Development of thermal-hydraulic coupling model for deep-geological disposal of high-level radioactive wastes

Abstract

The buffer plays an important role in a engineered barrier system for the deep geological repository of high-level radioactive waste (HLW). High temperature may result in degradation of buffer performance. It is crucial to investigate the buffer temperature behavior so that its peak temperature is not higher than the criterion of 100 °C. In the present work, the thermal-hydraulic (T-H) coupling model is developed to simulate the histories of temperature and saturation in the disposal repository. This model is validated with the previous simulation works in the DECOVALEX 2015 Task B2 in order to simulate the geological repository of HLW with confidence. The whole repository of HLW in the present works can be reasonably simplified as a single hole with the symmetric boundary conditions on its peripheral sides.
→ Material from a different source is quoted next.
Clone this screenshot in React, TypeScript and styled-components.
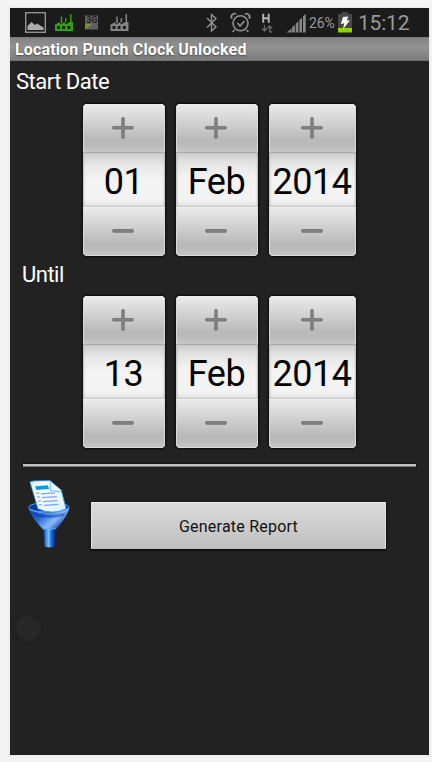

Effects of tunnel spacing and hole spacing of repository on the histories of buffer peak temperature are considered since the layout with various spacing is strongly related to the peak temperature of buffer. Based on the comparison of simulation results from the T-H coupling model and T-only model for the different layout of whole HLW repository, the maximum value of peak temperature in the buffer predicted by the T-H coupling model is lower than that from the T-only model. In other words, less area is needed for the selection of repository, rendering that the present T-H coupling model can assist in the design of HLW repository.